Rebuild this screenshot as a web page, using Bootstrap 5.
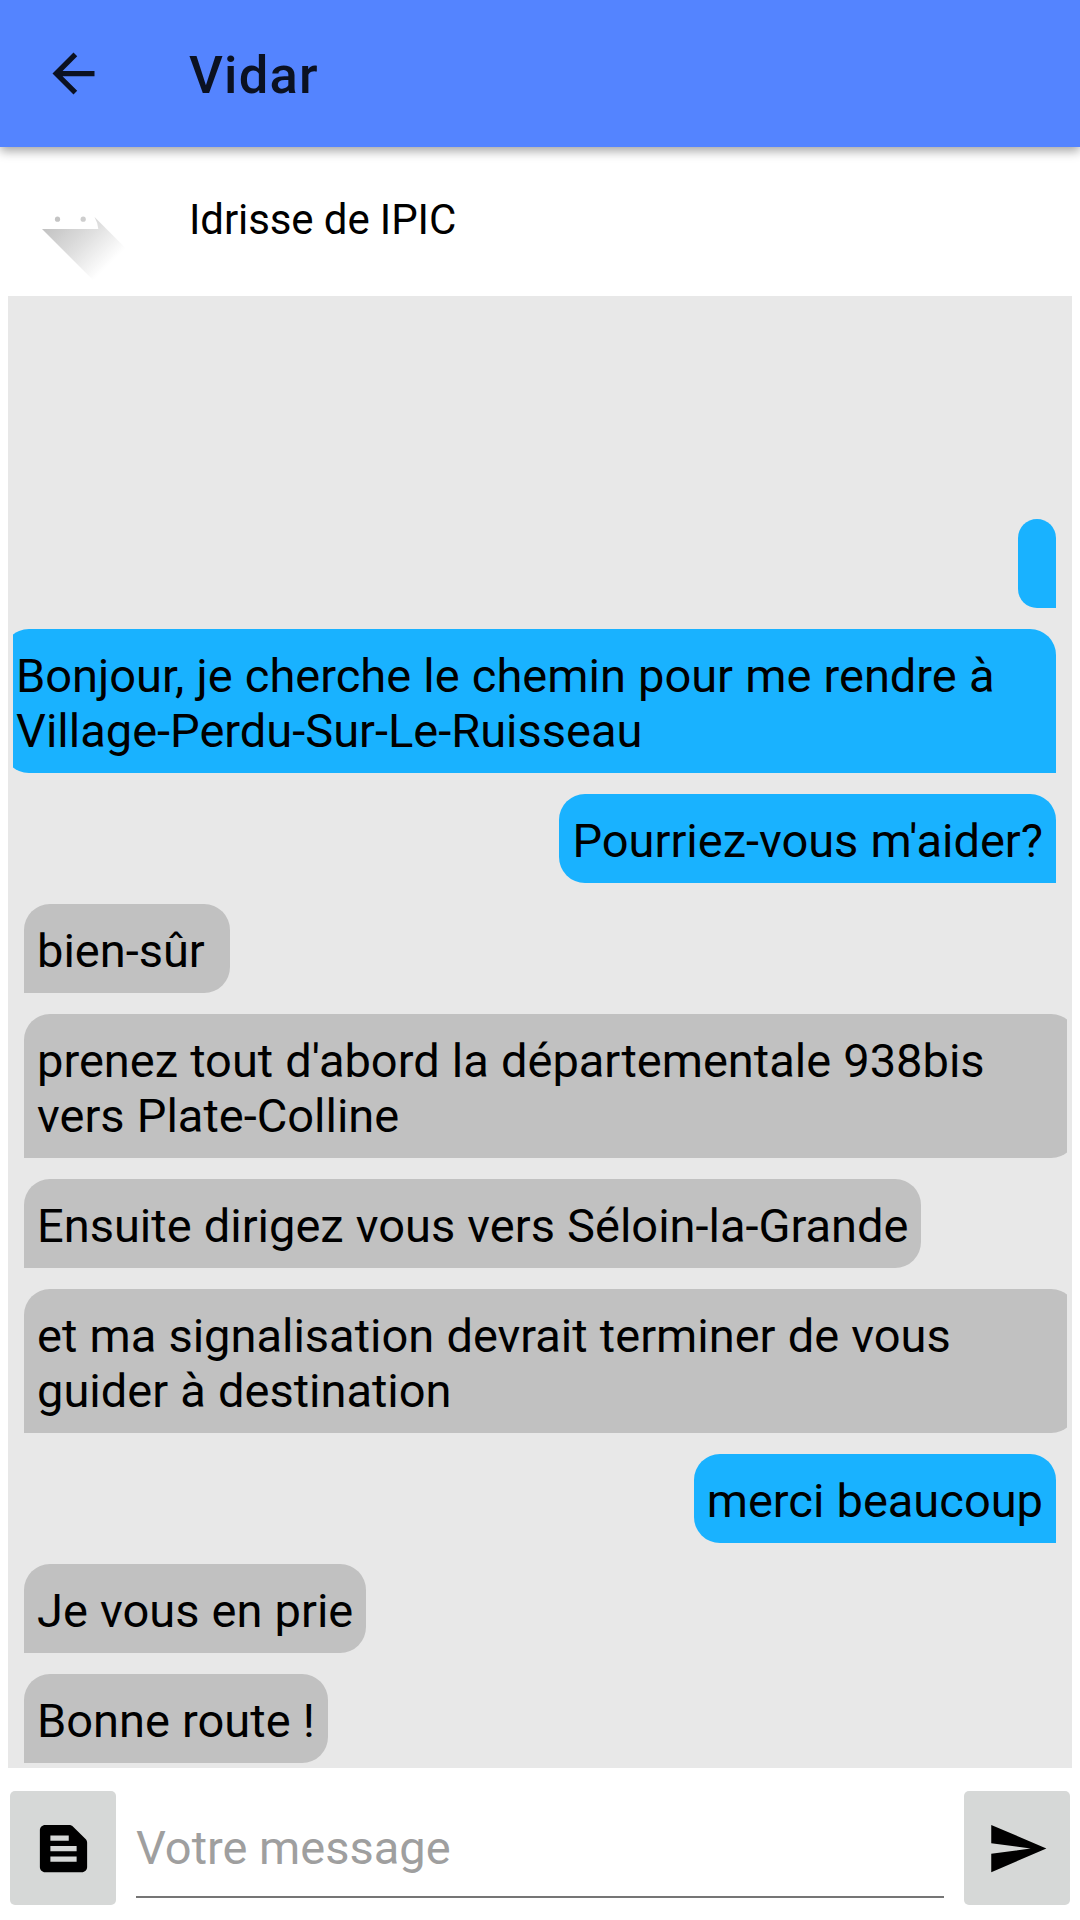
<!DOCTYPE html>
<html lang="fr">
<head>
<meta charset="utf-8">
<meta name="viewport" content="width=device-width, initial-scale=1">
<title>Vidar</title>
<link href="https://cdn.jsdelivr.net/npm/bootstrap@5.3.0/dist/css/bootstrap.min.css" rel="stylesheet">
<style>
  body { font-family: Roboto, "Liberation Sans", sans-serif; color: #000; line-height: 55px; }
  .screen { height: 1920px; width: 1080px; }
  .topbar { height: 147px; background: #5484ff; color: #0b1121; padding: 0 42px; gap: 84px; box-shadow: 0 4px 10px rgba(0,0,0,.36); z-index: 1; }
  .topbar h1 { font-size: 52.5px; font-weight: 500; line-height: 62px; padding-top: 3px; letter-spacing: 1.2px; }
  .contact { height: 149px; padding-left: 37px; gap: 57px; }
  .contact-name { font-size: 42px; line-height: 50px; padding-top: 48px; letter-spacing: -.1px; }
  .avatar { width: 95px; height: 95px; margin-top: 42px; }
  .thread { margin: 0 8px; height: 1472px; background: #e8e8e8; padding: 5px; }
  .thread-clip { overflow: hidden; gap: 21px; padding: 0 11px; }
  .bubble { font-size: 47px; padding: 19px 13px 15px; white-space: nowrap; min-height: 89px; min-width: 38px; word-spacing: .5px; }
  .sent { background: #19b2ff; border-radius: 26px 26px 0 26px; }
  .received { background: #c1c1c1; border-radius: 26px 26px 26px 0; }
  .bubble-full { width: 1053px; }
  .composer { padding: 23px 10px 15px; gap: 20px; }
  .tool { width: 106px; height: 114px; background: #d6d8d7; border-radius: 5px; }
  .message-box { height: 107px; border-bottom: 2px solid #757575; font-size: 47px; }
  .message-box::placeholder { color: #9f9f9f; opacity: 1; }
</style>
</head>
<body class="bg-white">
<div class="screen d-flex flex-column overflow-hidden">
  <header class="topbar d-flex align-items-center flex-shrink-0 position-relative">
    <svg width="63" height="63" viewBox="0 0 24 24" fill="currentColor" role="img" aria-label="Retour"><path d="M20 11H7.83l5.59-5.59L12 4l-8 8 8 8 1.41-1.41L7.83 13H20z"/></svg>
    <h1 class="mb-0">Vidar</h1>
  </header>

  <section class="contact d-flex align-items-start flex-shrink-0">
    <svg class="avatar" viewBox="37 189 95 95" aria-hidden="true">
      <defs><linearGradient id="fade" gradientUnits="userSpaceOnUse" x1="58" y1="214" x2="109" y2="265"><stop offset="0" stop-color="#c2c2c2"/><stop offset=".5" stop-color="#dedede"/><stop offset="1" stop-color="#fff"/></linearGradient></defs>
      <path fill="url(#fade)" d="M42 229H98.3Q98 223 94.5 217L126 248.5 93 280Z"/>
      <circle cx="57.5" cy="219.2" r="2.6" fill="#c4c4c4"/><circle cx="83.2" cy="219.2" r="2.6" fill="#cecece"/>
    </svg>
    <div class="contact-name">Idrisse de IPIC</div>
  </section>

  <main class="thread d-flex flex-shrink-0">
    <div class="thread-clip d-flex flex-column justify-content-end flex-fill">
      <div class="bubble sent align-self-end"></div>
      <div class="bubble sent bubble-full align-self-end">Bonjour, je cherche le chemin pour me rendre à<br>Village-Perdu-Sur-Le-Ruisseau</div>
      <div class="bubble sent align-self-end">Pourriez-vous m'aider?</div>
      <div class="bubble received align-self-start">bien-sûr&nbsp;</div>
      <div class="bubble received bubble-full align-self-start">prenez tout d'abord la départementale 938bis<br>vers Plate-Colline</div>
      <div class="bubble received align-self-start">Ensuite dirigez vous vers Séloin-la-Grande</div>
      <div class="bubble received bubble-full align-self-start">et ma signalisation devrait terminer de vous<br>guider à destination</div>
      <div class="bubble sent align-self-end">merci beaucoup</div>
      <div class="bubble received align-self-start">Je vous en prie</div>
      <div class="bubble received align-self-start">Bonne route !</div>
    </div>
  </main>

  <footer class="composer d-flex align-items-start">
    <button class="tool btn border-0 p-0 d-flex align-items-center justify-content-center flex-shrink-0" type="button" aria-label="Modèles">
      <svg width="63" height="63" viewBox="0 0 24 24"><path fill="#000" fill-rule="evenodd" d="M20.41 8.41l-4.83-4.83C15.21 3.21 14.7 3 14.17 3H5c-1.1 0-2 .9-2 2v14c0 1.1.9 2 2 2h14c1.1 0 2-.9 2-2V9.83c0-.53-.21-1.04-.59-1.42zM7 7h7v2H7V7zm10 10H7v-2h10v2zm0-4H7v-2h10v2z"/></svg>
    </button>
    <input class="message-box flex-fill border-top-0 border-start-0 border-end-0 rounded-0 px-0 pb-0 pt-2 bg-transparent" type="text" placeholder="Votre message" aria-label="Votre message">
    <button class="tool btn border-0 p-0 d-flex align-items-center justify-content-center flex-shrink-0" type="button" aria-label="Envoyer">
      <svg width="63" height="63" viewBox="0 0 24 24"><path fill="#000" d="M2 3l0 7 15 2-15 2v7l21-9z"/></svg>
    </button>
  </footer>
</div>
<script src="https://cdn.jsdelivr.net/npm/bootstrap@5.3.0/dist/js/bootstrap.bundle.min.js"></script>
</body>
</html>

- - -

• Goal: All the material shown above is to be copied exactly, with no pictures carried over.

• The answer:
Rebuild this screenshot as a web page, using Bootstrap 5.
<!DOCTYPE html>
<html lang="fr">
<head>
<meta charset="utf-8">
<meta name="viewport" content="width=device-width, initial-scale=1">
<title>Vidar</title>
<link href="https://cdn.jsdelivr.net/npm/bootstrap@5.3.0/dist/css/bootstrap.min.css" rel="stylesheet">
<style>
  body { font-family: Roboto, "Liberation Sans", sans-serif; color: #000; line-height: 55px; }
  .screen { height: 1920px; width: 1080px; }
  .topbar { height: 147px; background: #5484ff; color: #0b1121; padding: 0 42px; gap: 84px; box-shadow: 0 4px 10px rgba(0,0,0,.36); z-index: 1; }
  .topbar h1 { font-size: 52.5px; font-weight: 500; line-height: 62px; padding-top: 3px; letter-spacing: 1.2px; }
  .contact { height: 149px; padding-left: 37px; gap: 57px; }
  .contact-name { font-size: 42px; line-height: 50px; padding-top: 48px; letter-spacing: -.1px; }
  .avatar { width: 95px; height: 95px; margin-top: 42px; }
  .thread { margin: 0 8px; height: 1472px; background: #e8e8e8; padding: 5px; }
  .thread-clip { overflow: hidden; gap: 21px; padding: 0 11px; }
  .bubble { font-size: 47px; padding: 19px 13px 15px; white-space: nowrap; min-height: 89px; min-width: 38px; word-spacing: .5px; }
  .sent { background: #19b2ff; border-radius: 26px 26px 0 26px; }
  .received { background: #c1c1c1; border-radius: 26px 26px 26px 0; }
  .bubble-full { width: 1053px; }
  .composer { padding: 23px 10px 15px; gap: 20px; }
  .tool { width: 106px; height: 114px; background: #d6d8d7; border-radius: 5px; }
  .message-box { height: 107px; border-bottom: 2px solid #757575; font-size: 47px; }
  .message-box::placeholder { color: #9f9f9f; opacity: 1; }
</style>
</head>
<body class="bg-white">
<div class="screen d-flex flex-column overflow-hidden">
  <header class="topbar d-flex align-items-center flex-shrink-0 position-relative">
    <svg width="63" height="63" viewBox="0 0 24 24" fill="currentColor" role="img" aria-label="Retour"><path d="M20 11H7.83l5.59-5.59L12 4l-8 8 8 8 1.41-1.41L7.83 13H20z"/></svg>
    <h1 class="mb-0">Vidar</h1>
  </header>

  <section class="contact d-flex align-items-start flex-shrink-0">
    <svg class="avatar" viewBox="37 189 95 95" aria-hidden="true">
      <defs><linearGradient id="fade" gradientUnits="userSpaceOnUse" x1="58" y1="214" x2="109" y2="265"><stop offset="0" stop-color="#c2c2c2"/><stop offset=".5" stop-color="#dedede"/><stop offset="1" stop-color="#fff"/></linearGradient></defs>
      <path fill="url(#fade)" d="M42 229H98.3Q98 223 94.5 217L126 248.5 93 280Z"/>
      <circle cx="57.5" cy="219.2" r="2.6" fill="#c4c4c4"/><circle cx="83.2" cy="219.2" r="2.6" fill="#cecece"/>
    </svg>
    <div class="contact-name">Idrisse de IPIC</div>
  </section>

  <main class="thread d-flex flex-shrink-0">
    <div class="thread-clip d-flex flex-column justify-content-end flex-fill">
      <div class="bubble sent align-self-end"></div>
      <div class="bubble sent bubble-full align-self-end">Bonjour, je cherche le chemin pour me rendre à<br>Village-Perdu-Sur-Le-Ruisseau</div>
      <div class="bubble sent align-self-end">Pourriez-vous m'aider?</div>
      <div class="bubble received align-self-start">bien-sûr&nbsp;</div>
      <div class="bubble received bubble-full align-self-start">prenez tout d'abord la départementale 938bis<br>vers Plate-Colline</div>
      <div class="bubble received align-self-start">Ensuite dirigez vous vers Séloin-la-Grande</div>
      <div class="bubble received bubble-full align-self-start">et ma signalisation devrait terminer de vous<br>guider à destination</div>
      <div class="bubble sent align-self-end">merci beaucoup</div>
      <div class="bubble received align-self-start">Je vous en prie</div>
      <div class="bubble received align-self-start">Bonne route !</div>
    </div>
  </main>

  <footer class="composer d-flex align-items-start">
    <button class="tool btn border-0 p-0 d-flex align-items-center justify-content-center flex-shrink-0" type="button" aria-label="Modèles">
      <svg width="63" height="63" viewBox="0 0 24 24"><path fill="#000" fill-rule="evenodd" d="M20.41 8.41l-4.83-4.83C15.21 3.21 14.7 3 14.17 3H5c-1.1 0-2 .9-2 2v14c0 1.1.9 2 2 2h14c1.1 0 2-.9 2-2V9.83c0-.53-.21-1.04-.59-1.42zM7 7h7v2H7V7zm10 10H7v-2h10v2zm0-4H7v-2h10v2z"/></svg>
    </button>
    <input class="message-box flex-fill border-top-0 border-start-0 border-end-0 rounded-0 px-0 pb-0 pt-2 bg-transparent" type="text" placeholder="Votre message" aria-label="Votre message">
    <button class="tool btn border-0 p-0 d-flex align-items-center justify-content-center flex-shrink-0" type="button" aria-label="Envoyer">
      <svg width="63" height="63" viewBox="0 0 24 24"><path fill="#000" d="M2 3l0 7 15 2-15 2v7l21-9z"/></svg>
    </button>
  </footer>
</div>
<script src="https://cdn.jsdelivr.net/npm/bootstrap@5.3.0/dist/js/bootstrap.bundle.min.js"></script>
</body>
</html>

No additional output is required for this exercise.